Non siamo
immortali. Ma ci sono esseri umani che
l'immortalità se la sono guadagnata. La
loro esistenza terrena è conclusa
da tempo, ma il loro nome viene ricordato con deferente rispetto. E la loro
arte tramanda emozioni, sensazioni, la parte più
profonda del loro essere umani. Di fronte ai quotidiani, laici rosari di
notizie negative, può sembrare
sciocco soffermarsi su quanto compiuto dalla misconosciuta signora Olga Dogaru.

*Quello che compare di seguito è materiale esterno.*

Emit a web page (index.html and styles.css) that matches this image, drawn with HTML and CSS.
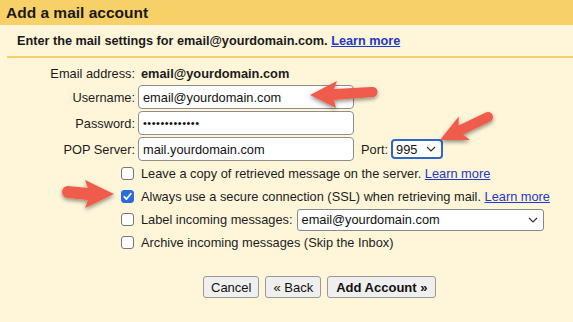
FILE: index.html
```html
<!DOCTYPE html>
<html>
<head>
<meta charset="utf-8">
<link rel="stylesheet" href="styles.css">
</head>
<body>
<div class="page">
  <div class="header">Add a mail account</div>
  <div class="sub">Enter the mail settings for email@yourdomain.com.&nbsp;<a class="link" href="#">Learn more</a></div>
  <div class="rule"></div>

  <div class="form">
    <div class="label">Email address:</div>
    <div class="value bold">email@yourdomain.com</div>

    <div class="label">Username:</div>
    <div class="field"><div class="input">email@yourdomain.com</div></div>

    <div class="label">Password:</div>
    <div class="field"><div class="input dots">•••••••••••••</div></div>

    <div class="label">POP Server:</div>
    <div class="field">
      <div class="input">mail.yourdomain.com</div>
      <span class="port">Port:</span>
      <div class="select focus">995
        <svg class="chev" width="10" height="6" viewBox="0 0 10 6"><path d="M1 1 L5 5 L9 1" fill="none" stroke="#333" stroke-width="1.2"/></svg>
      </div>
    </div>

    <div class="cbcell"><span class="cb"></span></div>
    <div class="opt">Leave a copy of retrieved message on the server.&nbsp;<a class="link" href="#">Learn more</a></div>

    <div class="cbcell"><span class="cb on"><svg width="13" height="13" viewBox="0 0 13 13"><path d="M3.3 6.8 L5.5 9 L9.8 3.8" fill="none" stroke="#fff" stroke-width="1.8" stroke-linecap="round" stroke-linejoin="round"/></svg></span></div>
    <div class="opt">Always use a secure connection (SSL) when retrieving mail.&nbsp;<a class="link" href="#">Learn more</a></div>

    <div class="cbcell"><span class="cb"></span></div>
    <div class="opt">Label incoming messages:
      <div class="select wide">email@yourdomain.com
        <svg class="chev" width="10" height="6" viewBox="0 0 10 6"><path d="M1 1 L5 5 L9 1" fill="none" stroke="#333" stroke-width="1.2"/></svg>
      </div>
    </div>

    <div class="cbcell"><span class="cb"></span></div>
    <div class="opt">Archive incoming messages (Skip the Inbox)</div>

    <div class="buttons">
      <button class="btn">Cancel</button>
      <button class="btn">« Back</button>
      <button class="btn bold wide-btn">Add Account »</button>
    </div>
  </div>

  <svg class="arrows" width="573" height="322" viewBox="0 0 573 322">
    <defs>
      <filter id="sh" x="-30%" y="-30%" width="160%" height="160%">
        <feDropShadow dx="0" dy="2" stdDeviation="2" flood-color="#000" flood-opacity="0.45"/>
      </filter>
    </defs>
    <g fill="#ef5b4b" filter="url(#sh)">
      <path d="M310,95 L337,81 L334,89 L372,87 A5,5 0 0 1 373,97 L334,100 L336,108 Z"/>
      <path d="M440,140 L458.8,116.5 L458.6,125.5 L485.8,112.5 A5,5 0 0 1 490.2,121.5 L463,134.5 L470,140.1 Z"/>
      <path d="M114,194 L85,180 L88,188 L68,186 A6,6 0 0 0 68,198 L88,200 L85,208 Z"/>
    </g>
  </svg>
</div>
</body>
</html>
```

FILE: styles.css
```css
* { box-sizing: border-box; }
html, body { margin: 0; padding: 0; }
body {
  background: #fff6da;
  font-family: "Liberation Sans", Arial, sans-serif;
  font-size: 12.8px;
  color: #1c1c1c;
}
.page {
  position: relative;
  width: 573px;
  height: 322px;
  overflow: hidden;
}
.header {
  height: 25px;
  line-height: 25px;
  background: #f8d068;
  padding-left: 6px;
  font-weight: bold;
  font-size: 15.5px;
  color: #1a1a1a;
}
.sub {
  height: 31px;
  padding-left: 17px;
  display: flex;
  align-items: center;
  font-weight: bold;
  font-size: 12.7px;
  color: #1a1a1a;
}
.rule {
  margin-left: 7px;
  height: 2px;
  background: #f8d068;
}
.link {
  color: #2338c7;
  text-decoration: underline;
}
.bold { font-weight: bold; }
.form {
  display: grid;
  grid-template-columns: 135px 1fr;
  column-gap: 3px;
  row-gap: 2px;
  padding-top: 5px;
}
.label {
  display: flex;
  align-items: center;
  justify-content: flex-end;
  height: 24px;
}
.form > .label:first-child { height: 20px; }
.value {
  display: flex;
  align-items: center;
  padding-left: 3px;
  height: 20px;
}
.field {
  display: flex;
  align-items: center;
  height: 24px;
}
.input {
  width: 216px;
  height: 24px;
  border: 1px solid #8e8e8e;
  border-radius: 4px;
  background: #fff;
  padding-left: 4px;
  display: flex;
  align-items: center;
  color: #111;
}
.dots { font-size: 11px; letter-spacing: 0.5px; }
.port { margin-left: 7px; margin-right: 3px; }
.select {
  display: inline-flex;
  align-items: center;
  justify-content: space-between;
  height: 20px;
  background: #fff;
  border: 1px solid #888;
  border-radius: 3px;
  padding: 0 5px 0 4px;
  color: #111;
}
.select.focus {
  width: 52px;
  border: 2px solid #2f66c9;
  border-radius: 4px;
  padding-left: 3px;
}
.select.wide {
  width: 247px;
  height: 22px;
  margin-left: 4px;
}
.chev { display: block; }
.cbcell {
  display: flex;
  align-items: center;
  justify-content: flex-end;
  padding-right: 1px;
  height: 21px;
}
.cb {
  width: 13px;
  height: 13px;
  border: 1px solid #777;
  border-radius: 3px;
  background: #fff;
  display: block;
}
.cb.on {
  background: #2a6be0;
  border-color: #2a6be0;
  position: relative;
}
.cb.on svg { position: absolute; left: -1px; top: -1px; }
.opt {
  display: flex;
  align-items: center;
  height: 21px;
  padding-left: 3px;
  white-space: nowrap;
}
.buttons {
  grid-column: 2;
  display: flex;
  gap: 6px;
  margin-top: 21px;
  padding-left: 65px;
}
.btn {
  font-family: "Liberation Sans", Arial, sans-serif;
  font-size: 13px;
  color: #111;
  height: 22px;
  background: #efefef;
  border: 1px solid #999;
  border-radius: 3px;
  padding: 0 7px;
}
.btn.wide-btn { padding: 0 8px; }
.arrows {
  position: absolute;
  left: 0;
  top: 0;
  pointer-events: none;
}
```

Eppure c'è chi ha proposto di accusarla
di crimini contro l'umanità. E non ha
esagerato. Perché quelli che lei ha distrutto
per tutelare il figlio e i suoi complici non erano semplicemente quadri. Erano
frammenti di immortalità. La
notizia è nota. A ottobre 2012 sono
stati trafugate dalla Kunsthal di Rotterdam sette tele fra Picasso, Monet,
Freud e Matisse. Indagini internazionali hanno condotto gli inquirenti fino al
romeno Radu Dogaru e altri due connazionali. Chissà
quale insano impulso li ha spinti a rubare opere talmente note e talmente
preziose da essere di fatto invendibili. L'ipotesi di un furto su commissione
di qualche miliardario collezionista senza scrupoli decade davanti
all'incapacità di Radu e compagni di
monetizzare il furto e dileguarsi. Ed è
qui che entra in campo il più ottuso
degli affetti materni. Quando Radu e compagni sono stati arrestati dalla
polizia di Bucarest, la signora Olga, custode del bottino, ha acceso il forno a
legna e ha dato fuoco a milioni di euro, a opere d’arte
irripetibili, a frammenti di storia che ci appartenevano, a briciole
dell'immortalità di quei grandissimi artisti.
Addio al Ponte di Waterloo di Monet, alla Testa di Arlecchino di Picasso, alla
Ragazza che legge in bianco e giallo di Matisse. Si dirà
che abbiamo perso vecchia tela, vecchi colori, legno, chiodi. Esistono cose
peggiori al mondo e ne veniamo messi a conoscenza ogni santo giorno. Ma c'è
qualcosa di profondamente inquietante nel gesto di prendere capolavori simili,
metterli in un forno e accendere il fuoco. Non è
un atto vandalico, come lo fu quello di Laszlo Toth che prese a martellate la Pietà
di Michelangelo nel 1972. Lì c'era la
follia imprevedibile di un uomo malato. Qui c'è
la lucida decisione di una donna nel pieno delle sue facoltà,
convinta che la salvezza di un figlio dal carcere valga più
di opere che la gente ammira in tutto il mondo. C'è
di sicuro ignoranza rispetto agli oggetti che affastellava in un forno a legna.
Ma c'è,
anche, l'arroganza dell'egoismo. La totale mancanza di rispetto per un valore
che travalicava, dobbiamo dirlo al passato, i milioni di euro. Bruciare quei
quadri è stato un atto di inciviltà,
di quelli che appartengono da sempre al genere umano insieme a irraggiungibili
slanci di estasi artistica. Nei millenni che compongono la nostra storia è
successo tante volte. E ogni volta ci siamo dovuti specchiare nel volto di chi,
per amor di conquista, per barbarie o per salvare un figlio incapace, ci ha
mostrato quanto sia fragile l'immortalità
della mente. L'unica che ci sia concessa.